An article by Ian Manning

DWheader.gif (32604 bytes)

Data Warehousing – what exactly is it ?

Heralded as the solution to the management information dilemma, the term "data warehouse" has become one of the most used and abused terms in the IT vocabulary. But ask a variety of vendors and professionals for their vision of what a data warehouse is and how it should be built, and the ambiguity of the term will quickly become apparent.

To a number of people, a data warehouse is any collection of summarised data from various sources, structured and optimised for query access using OLAP (on-line analytical processing) query tools. This view was originally propagated by the vendors of OLAP tools. To others, a data warehouse is virtually any database containing data from more than one source, collected for the purpose of providing management information. This definition is neither helpful nor visionary, since such databases have been a feature of decision support solutions since long before the coining of the term "data warehouse".

The concept of "data warehousing" dates back at least to the mid-1980s, and possibly earlier. In essence, it was intended to provide an architectural model for the flow of data from operational systems to decision support environments. It attempted to address the various problems associated with this flow, and the high costs associated with it. In the absence of such an architecture, there usually existed an enormous amount of redundancy in the delivery of management information. In larger corporations it was typical for multiple decision support projects to operate independently, each serving different users but often requiring much of the same data. The process of gathering, cleaning and integrating data from various sources, often legacy systems, was typically replicated for each project. Moreover, legacy systems were frequently being revisited as new requirements emerged, each requiring a subtly different view of the legacy data.
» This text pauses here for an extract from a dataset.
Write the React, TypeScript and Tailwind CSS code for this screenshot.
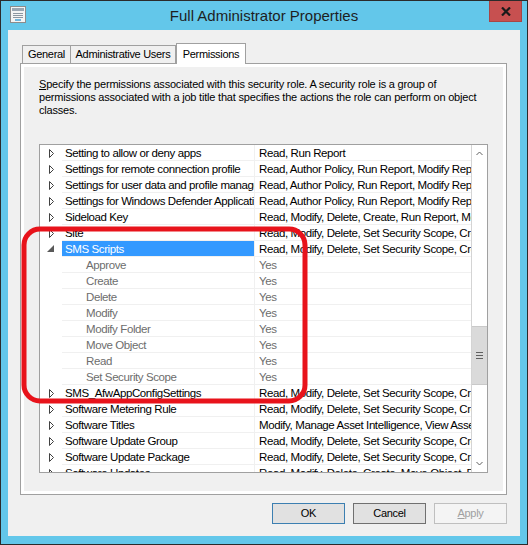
import * as React from 'react';

type Row = {
  name: string;
  perms: string;
  kind: 'collapsed' | 'expanded' | 'child';
  selected?: boolean;
};

const SCOPE = 'Read, Modify, Delete, Set Security Scope, Create, Run Report';
const AUTHOR = 'Read, Author Policy, Run Report, Modify Report, Set Security Scope';

const rows: Row[] = [
  { name: 'Setting to allow or deny apps', perms: 'Read, Run Report', kind: 'collapsed' },
  { name: 'Settings for remote connection profile', perms: AUTHOR, kind: 'collapsed' },
  { name: 'Settings for user data and profile management', perms: AUTHOR, kind: 'collapsed' },
  { name: 'Settings for Windows Defender Application Guard', perms: AUTHOR, kind: 'collapsed' },
  { name: 'Sideload Key', perms: 'Read, Modify, Delete, Create, Run Report, Modify Report', kind: 'collapsed' },
  { name: 'Site', perms: SCOPE, kind: 'collapsed' },
  { name: 'SMS Scripts', perms: SCOPE, kind: 'expanded', selected: true },
  { name: 'Approve', perms: 'Yes', kind: 'child' },
  { name: 'Create', perms: 'Yes', kind: 'child' },
  { name: 'Delete', perms: 'Yes', kind: 'child' },
  { name: 'Modify', perms: 'Yes', kind: 'child' },
  { name: 'Modify Folder', perms: 'Yes', kind: 'child' },
  { name: 'Move Object', perms: 'Yes', kind: 'child' },
  { name: 'Read', perms: 'Yes', kind: 'child' },
  { name: 'Set Security Scope', perms: 'Yes', kind: 'child' },
  { name: 'SMS_AfwAppConfigSettings', perms: SCOPE, kind: 'collapsed' },
  { name: 'Software Metering Rule', perms: SCOPE, kind: 'collapsed' },
  { name: 'Software Titles', perms: 'Modify, Manage Asset Intelligence, View Asset Intelligence', kind: 'collapsed' },
  { name: 'Software Update Group', perms: SCOPE, kind: 'collapsed' },
  { name: 'Software Update Package', perms: SCOPE, kind: 'collapsed' },
  { name: 'Software Updates', perms: 'Read, Modify, Delete, Create, Move Object, Run Report', kind: 'collapsed' },
];

function Expander({ kind }: { kind: Row['kind'] }) {
  if (kind === 'child') return <div className="w-[22px] shrink-0" />;
  return (
    <svg width="22" height="16" viewBox="0 0 22 16" className="shrink-0">
      {kind === 'expanded' ? (
        <path d="M14 4 V11 H7 Z" fill="#595959" />
      ) : (
        <path d="M9.5 4.5 V12.5 L13.5 8.5 Z" fill="none" stroke="#404040" />
      )}
    </svg>
  );
}

function ListRow({ row }: { row: Row }) {
  const child = row.kind === 'child';
  return (
    <div className="flex h-[16px] leading-[16px]">
      <Expander kind={row.kind} />
      <div
        className={
          'w-[193px] shrink-0 overflow-hidden whitespace-nowrap border-r border-b border-[#f0f0f0] ' +
          (row.selected ? 'bg-[#3399ff] text-white ' : '') +
          (child ? 'pl-[24px] text-[#6d6d6d]' : 'pl-[3px]')
        }
      >
        {row.name}
      </div>
      <div
        className={
          'min-w-0 flex-1 overflow-hidden whitespace-nowrap border-b border-[#f0f0f0] pl-[4px] ' +
          (child ? 'text-[#6d6d6d]' : '')
        }
      >
        {row.perms}
      </div>
    </div>
  );
}

function ScrollBar() {
  return (
    <div className="flex w-[16px] shrink-0 flex-col border-l border-[#d4d4d4] bg-white">
      <div className="h-[17px] shrink-0">
        <svg width="15" height="17" viewBox="0 0 15 17">
          <path d="M4.5 10 L7.5 7 L10.5 10" fill="none" stroke="#606060" />
        </svg>
      </div>
      <div className="flex-1">
        <div className="mt-[164px] flex h-[59px] flex-col items-center justify-center gap-[2px] border-y border-[#c9c9c9] bg-[#dadada]">
          <div className="h-px w-[7px] bg-[#606060]" />
          <div className="h-px w-[7px] bg-[#606060]" />
          <div className="h-px w-[7px] bg-[#606060]" />
        </div>
      </div>
      <div className="h-[17px] shrink-0">
        <svg width="15" height="17" viewBox="0 0 15 17">
          <path d="M4.5 7 L7.5 10 L10.5 7" fill="none" stroke="#606060" />
        </svg>
      </div>
    </div>
  );
}

function TitleIcon() {
  return (
    <svg width="16" height="17" viewBox="0 0 16 17">
      <rect x="0.5" y="0.5" width="15" height="16" fill="#f4f4f4" stroke="#8c8c8c" />
      <rect x="2" y="2" width="12" height="3" fill="#9aa6b2" />
      <rect x="3" y="7" width="10" height="1" fill="#8c96a0" />
      <rect x="3" y="9" width="10" height="1" fill="#8c96a0" />
      <rect x="3" y="11" width="10" height="1" fill="#8c96a0" />
      <rect x="5" y="13" width="6" height="2" fill="#6fb6dd" />
    </svg>
  );
}

export default function App() {
  return (
    <div className="relative h-[545px] w-[528px] font-['Liberation_Sans',Arial,sans-serif] text-black">
      <div className="flex h-full flex-col border border-[#2b2b2b] bg-[#63c7ea]">
        <div className="grid h-[29px] shrink-0 grid-cols-[1fr_auto_1fr] items-start">
          <div className="pt-[5px] pl-[9px]">
            <TitleIcon />
          </div>
          <div className="pt-[5px] text-[15px] leading-[19px] text-[#1e1e1e]">
            Full Administrator Properties
          </div>
          <div className="flex justify-end pr-[5px]">
            <div className="flex h-[21px] w-[33px] items-center justify-center border border-t-0 border-[#a84545] bg-[#c75050]">
              <svg width="10" height="9" viewBox="0 0 10 9">
                <path d="M1 0.5 L9 8.5 M9 0.5 L1 8.5" stroke="#1a1a1a" strokeWidth="2.2" />
              </svg>
            </div>
          </div>
        </div>

        <div className="mx-[7px] flex h-[506px] shrink-0 flex-col bg-[#f0f0f0] pt-[13px] pr-[13px] pl-[12px] text-[11px] tracking-[-0.3px]">
          <div className="flex h-[20px] items-end pl-[2px]">
            <div className="flex h-[18px] w-[49px] items-center justify-center border border-b-0 border-[#a0a0a0] bg-[#f0f0f0]">
              General
            </div>
            <div className="flex h-[18px] w-[105px] items-center justify-center border-t border-r border-[#a0a0a0] bg-[#f0f0f0]">
              Administrative Users
            </div>
            <div className="relative z-10 -mb-px flex h-[21px] w-[70px] items-center justify-center border border-b-0 border-[#a0a0a0] bg-white">
              Permissions
            </div>
          </div>

          <div className="flex h-[432px] flex-col border border-[#a0a0a0]">
            <div className="flex flex-1 flex-col border-[3px] border-white bg-[#f0f0f0] px-[15px] pt-[11px]">
              <p className="text-[11px] leading-[13px] tracking-[-0.2px]">
                <span className="underline">S</span>pecify the permissions associated with this security role. A security role is a group of
                <br />
                permissions associated with a job title that specifies the actions the role can perform on object
                <br />
                classes.
              </p>

              <div className="mt-[27px] flex h-[329px] w-[449px] border border-[#a0a0a0] bg-white text-[11.5px] tracking-[-0.4px]">
                <div className="min-w-0 flex-1 overflow-hidden">
                  {rows.map((r) => (
                    <ListRow key={r.name} row={r} />
                  ))}
                </div>
                <ScrollBar />
              </div>
            </div>
          </div>

          <div className="mt-[8px] flex justify-end gap-[8px]">
            <button className="flex h-[21px] w-[73px] items-center justify-center border border-[#3c7fb1] bg-[#e1e1e1]">
              OK
            </button>
            <button className="flex h-[21px] w-[73px] items-center justify-center border border-[#707070] bg-[#e1e1e1]">
              Cancel
            </button>
            <button className="flex h-[21px] w-[73px] items-center justify-center border border-[#bfbfbf] bg-[#f4f4f4] text-[#a0a0a0]">
              <span className="underline">A</span>pply
            </button>
          </div>
        </div>
      </div>

      <svg className="pointer-events-none absolute top-0 left-0" width="528" height="545" viewBox="0 0 528 545">
        <rect x="24" y="229" width="281" height="172" rx="16" fill="none" stroke="#e8131b" strokeWidth="5" />
      </svg>
    </div>
  );
}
Based on analogies with real-life warehouses, data warehouses were intended as large-scale collection/storage/staging areas for legacy data. From here data could be distributed to "retail stores" or "data marts" which were tailored for access by decision support users. While the data warehouse was designed to manage the bulk supply of data from its suppliers (e.g. operational systems), and to handle the organization and storage of this data, the "retail stores" or "data marts" could be focused on packaging and presenting selections of the data to end-users, often to meet specialised needs.

Somewhere along the way this analogy and architectural vision was lost, often manipulated by suppliers of decision support software tools. Data warehousing "gurus" began to emerge at the end of the 80s, often themselves associated with such companies. The architectural vision was frequently replaced by studies of how to design decison support databases. Suddenly the data warehouse had become the miracle cure for the decision support headache, and suppliers jostled for position in the burgeoning data warehousing marketplace.

Despite the recent association of the term "data warehousing" with OLAP and multi-dimensional database technology, and the insistence of some people that data warehouses must be based on a "star schema" database structure, it is wise to restrict the use of such designs to data marts. The use of a star schema or multi-dimensional / OLAP design for a data warehouse can actually seriously compromise its value for a number of reasons:

(a) such designs assume that all queries on the warehouse will be of a quantitative nature - i.e. queries on aggregated numeric data. This overlooks the fact that data warehouses can also offer enormous benefit as repositories of text-based or qualitative data - e.g. the provision of a 360° view of customers by collecting profile information from a range of sources ;

(b) such designs require the pre-aggregation of data in the data warehouse. In doing so, and eliminating much of the original transactional data, much information can be lost. If information requirements change, requiring alternative aggregations from the transactional data, a star or multi-dimensional design will quickly become obsolete. A normalised design, on the other hand, which accommodates transactional level data would be able to support any number of alternative aggregations. While capacity and/or performance constraints may preclude this as an option for some data, the storage of low level transactional data in a data warehouse should not be ruled out, as this is often the only way of ensuring maximum flexibility to support future information needs ;

(c) optimised models such as star schemas are, in general, less flexible than normalised designs. Changes to business rules or requirements are generally more easily accommodated by normalised models.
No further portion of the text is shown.